_TASK PROMPT_.
Each line of the listing must be transcribed exactly, except for the images, which should be excluded.

═════ SOURCE DATA

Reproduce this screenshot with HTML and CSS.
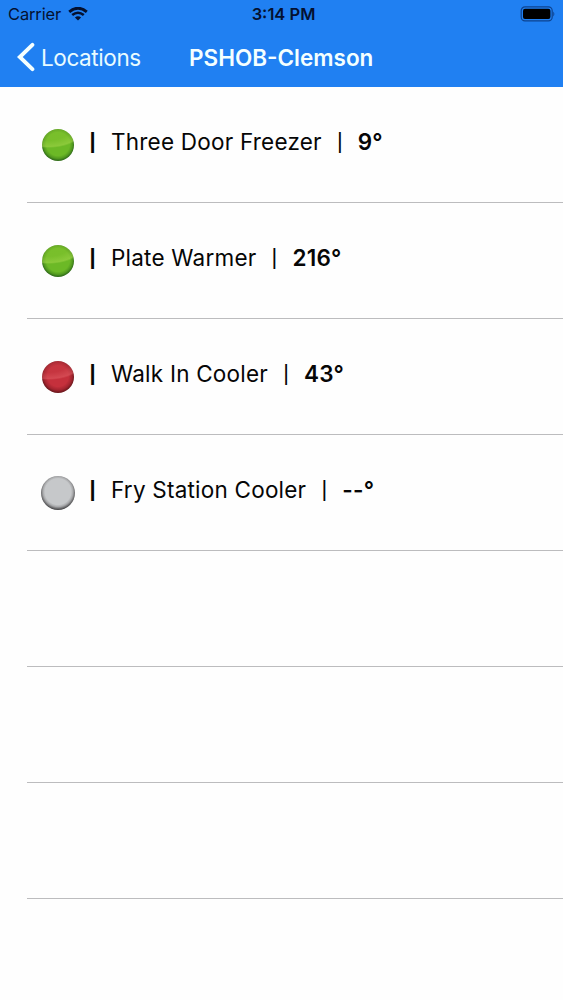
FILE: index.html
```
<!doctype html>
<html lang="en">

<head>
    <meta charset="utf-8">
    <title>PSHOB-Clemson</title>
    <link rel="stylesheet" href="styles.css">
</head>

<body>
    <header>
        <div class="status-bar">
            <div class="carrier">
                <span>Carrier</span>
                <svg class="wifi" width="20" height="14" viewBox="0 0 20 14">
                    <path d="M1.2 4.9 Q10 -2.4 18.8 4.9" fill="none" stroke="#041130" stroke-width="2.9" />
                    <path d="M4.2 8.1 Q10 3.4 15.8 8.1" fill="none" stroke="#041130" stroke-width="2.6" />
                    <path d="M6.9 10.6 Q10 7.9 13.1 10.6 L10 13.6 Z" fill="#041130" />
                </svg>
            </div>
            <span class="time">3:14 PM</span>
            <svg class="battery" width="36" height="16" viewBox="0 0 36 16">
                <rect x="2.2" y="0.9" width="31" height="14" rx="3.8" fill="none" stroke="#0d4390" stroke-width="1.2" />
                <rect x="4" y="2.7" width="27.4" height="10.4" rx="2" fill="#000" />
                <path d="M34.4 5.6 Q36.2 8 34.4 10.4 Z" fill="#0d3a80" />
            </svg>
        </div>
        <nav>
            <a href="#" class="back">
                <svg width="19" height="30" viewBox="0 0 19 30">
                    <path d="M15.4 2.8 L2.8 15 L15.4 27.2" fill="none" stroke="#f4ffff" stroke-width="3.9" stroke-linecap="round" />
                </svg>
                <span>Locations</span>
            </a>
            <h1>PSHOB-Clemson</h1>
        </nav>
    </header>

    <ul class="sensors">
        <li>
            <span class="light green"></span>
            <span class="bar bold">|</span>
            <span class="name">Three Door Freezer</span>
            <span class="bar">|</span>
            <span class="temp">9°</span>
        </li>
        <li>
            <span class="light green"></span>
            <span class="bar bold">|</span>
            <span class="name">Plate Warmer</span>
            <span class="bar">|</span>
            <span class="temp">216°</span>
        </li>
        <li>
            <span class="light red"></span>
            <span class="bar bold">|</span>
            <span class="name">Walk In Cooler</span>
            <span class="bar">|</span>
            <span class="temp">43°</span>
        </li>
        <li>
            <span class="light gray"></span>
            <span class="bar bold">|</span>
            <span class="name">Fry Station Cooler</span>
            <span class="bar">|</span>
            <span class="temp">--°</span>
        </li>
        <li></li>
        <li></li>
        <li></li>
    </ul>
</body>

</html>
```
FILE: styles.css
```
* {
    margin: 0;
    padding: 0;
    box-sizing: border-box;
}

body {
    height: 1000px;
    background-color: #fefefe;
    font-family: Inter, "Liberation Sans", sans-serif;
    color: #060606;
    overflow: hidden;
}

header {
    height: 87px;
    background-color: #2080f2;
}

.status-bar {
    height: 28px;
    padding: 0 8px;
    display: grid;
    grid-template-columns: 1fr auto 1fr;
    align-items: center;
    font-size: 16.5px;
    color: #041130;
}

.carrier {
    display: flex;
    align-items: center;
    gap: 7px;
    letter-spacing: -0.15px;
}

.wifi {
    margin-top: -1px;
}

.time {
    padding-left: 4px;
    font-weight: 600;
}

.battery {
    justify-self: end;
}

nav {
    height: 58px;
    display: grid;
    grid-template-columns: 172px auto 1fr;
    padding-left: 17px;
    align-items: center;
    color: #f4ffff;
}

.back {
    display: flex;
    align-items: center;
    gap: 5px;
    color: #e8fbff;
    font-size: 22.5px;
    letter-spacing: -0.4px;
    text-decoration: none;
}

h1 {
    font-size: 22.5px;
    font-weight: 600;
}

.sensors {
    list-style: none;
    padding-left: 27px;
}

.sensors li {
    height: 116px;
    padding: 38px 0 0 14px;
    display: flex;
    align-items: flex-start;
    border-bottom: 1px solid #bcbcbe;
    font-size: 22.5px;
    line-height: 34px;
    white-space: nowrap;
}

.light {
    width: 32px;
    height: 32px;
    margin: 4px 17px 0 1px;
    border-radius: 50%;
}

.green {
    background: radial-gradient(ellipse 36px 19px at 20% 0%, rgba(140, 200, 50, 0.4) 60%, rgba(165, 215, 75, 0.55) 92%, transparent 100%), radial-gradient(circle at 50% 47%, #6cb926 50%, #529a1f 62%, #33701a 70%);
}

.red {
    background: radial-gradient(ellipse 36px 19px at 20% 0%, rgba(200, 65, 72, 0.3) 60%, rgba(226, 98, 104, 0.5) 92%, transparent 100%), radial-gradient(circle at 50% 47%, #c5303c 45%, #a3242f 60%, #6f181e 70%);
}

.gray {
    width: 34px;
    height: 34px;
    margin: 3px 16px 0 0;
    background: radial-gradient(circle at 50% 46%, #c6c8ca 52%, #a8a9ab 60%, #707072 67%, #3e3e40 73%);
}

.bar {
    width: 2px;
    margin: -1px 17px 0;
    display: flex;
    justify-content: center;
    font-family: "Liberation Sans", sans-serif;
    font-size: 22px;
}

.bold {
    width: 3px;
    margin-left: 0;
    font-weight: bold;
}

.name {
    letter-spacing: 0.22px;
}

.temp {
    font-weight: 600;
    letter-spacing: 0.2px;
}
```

══════════

_THE OUTPUT_.
Reproduce this screenshot with HTML and CSS.
FILE: index.html
```
<!doctype html>
<html lang="en">

<head>
    <meta charset="utf-8">
    <title>PSHOB-Clemson</title>
    <link rel="stylesheet" href="styles.css">
</head>

<body>
    <header>
        <div class="status-bar">
            <div class="carrier">
                <span>Carrier</span>
                <svg class="wifi" width="20" height="14" viewBox="0 0 20 14">
                    <path d="M1.2 4.9 Q10 -2.4 18.8 4.9" fill="none" stroke="#041130" stroke-width="2.9" />
                    <path d="M4.2 8.1 Q10 3.4 15.8 8.1" fill="none" stroke="#041130" stroke-width="2.6" />
                    <path d="M6.9 10.6 Q10 7.9 13.1 10.6 L10 13.6 Z" fill="#041130" />
                </svg>
            </div>
            <span class="time">3:14 PM</span>
            <svg class="battery" width="36" height="16" viewBox="0 0 36 16">
                <rect x="2.2" y="0.9" width="31" height="14" rx="3.8" fill="none" stroke="#0d4390" stroke-width="1.2" />
                <rect x="4" y="2.7" width="27.4" height="10.4" rx="2" fill="#000" />
                <path d="M34.4 5.6 Q36.2 8 34.4 10.4 Z" fill="#0d3a80" />
            </svg>
        </div>
        <nav>
            <a href="#" class="back">
                <svg width="19" height="30" viewBox="0 0 19 30">
                    <path d="M15.4 2.8 L2.8 15 L15.4 27.2" fill="none" stroke="#f4ffff" stroke-width="3.9" stroke-linecap="round" />
                </svg>
                <span>Locations</span>
            </a>
            <h1>PSHOB-Clemson</h1>
        </nav>
    </header>

    <ul class="sensors">
        <li>
            <span class="light green"></span>
            <span class="bar bold">|</span>
            <span class="name">Three Door Freezer</span>
            <span class="bar">|</span>
            <span class="temp">9°</span>
        </li>
        <li>
            <span class="light green"></span>
            <span class="bar bold">|</span>
            <span class="name">Plate Warmer</span>
            <span class="bar">|</span>
            <span class="temp">216°</span>
        </li>
        <li>
            <span class="light red"></span>
            <span class="bar bold">|</span>
            <span class="name">Walk In Cooler</span>
            <span class="bar">|</span>
            <span class="temp">43°</span>
        </li>
        <li>
            <span class="light gray"></span>
            <span class="bar bold">|</span>
            <span class="name">Fry Station Cooler</span>
            <span class="bar">|</span>
            <span class="temp">--°</span>
        </li>
        <li></li>
        <li></li>
        <li></li>
    </ul>
</body>

</html>
```
FILE: styles.css
```
* {
    margin: 0;
    padding: 0;
    box-sizing: border-box;
}

body {
    height: 1000px;
    background-color: #fefefe;
    font-family: Inter, "Liberation Sans", sans-serif;
    color: #060606;
    overflow: hidden;
}

header {
    height: 87px;
    background-color: #2080f2;
}

.status-bar {
    height: 28px;
    padding: 0 8px;
    display: grid;
    grid-template-columns: 1fr auto 1fr;
    align-items: center;
    font-size: 16.5px;
    color: #041130;
}

.carrier {
    display: flex;
    align-items: center;
    gap: 7px;
    letter-spacing: -0.15px;
}

.wifi {
    margin-top: -1px;
}

.time {
    padding-left: 4px;
    font-weight: 600;
}

.battery {
    justify-self: end;
}

nav {
    height: 58px;
    display: grid;
    grid-template-columns: 172px auto 1fr;
    padding-left: 17px;
    align-items: center;
    color: #f4ffff;
}

.back {
    display: flex;
    align-items: center;
    gap: 5px;
    color: #e8fbff;
    font-size: 22.5px;
    letter-spacing: -0.4px;
    text-decoration: none;
}

h1 {
    font-size: 22.5px;
    font-weight: 600;
}

.sensors {
    list-style: none;
    padding-left: 27px;
}

.sensors li {
    height: 116px;
    padding: 38px 0 0 14px;
    display: flex;
    align-items: flex-start;
    border-bottom: 1px solid #bcbcbe;
    font-size: 22.5px;
    line-height: 34px;
    white-space: nowrap;
}

.light {
    width: 32px;
    height: 32px;
    margin: 4px 17px 0 1px;
    border-radius: 50%;
}

.green {
    background: radial-gradient(ellipse 36px 19px at 20% 0%, rgba(140, 200, 50, 0.4) 60%, rgba(165, 215, 75, 0.55) 92%, transparent 100%), radial-gradient(circle at 50% 47%, #6cb926 50%, #529a1f 62%, #33701a 70%);
}

.red {
    background: radial-gradient(ellipse 36px 19px at 20% 0%, rgba(200, 65, 72, 0.3) 60%, rgba(226, 98, 104, 0.5) 92%, transparent 100%), radial-gradient(circle at 50% 47%, #c5303c 45%, #a3242f 60%, #6f181e 70%);
}

.gray {
    width: 34px;
    height: 34px;
    margin: 3px 16px 0 0;
    background: radial-gradient(circle at 50% 46%, #c6c8ca 52%, #a8a9ab 60%, #707072 67%, #3e3e40 73%);
}

.bar {
    width: 2px;
    margin: -1px 17px 0;
    display: flex;
    justify-content: center;
    font-family: "Liberation Sans", sans-serif;
    font-size: 22px;
}

.bold {
    width: 3px;
    margin-left: 0;
    font-weight: bold;
}

.name {
    letter-spacing: 0.22px;
}

.temp {
    font-weight: 600;
    letter-spacing: 0.2px;
}
```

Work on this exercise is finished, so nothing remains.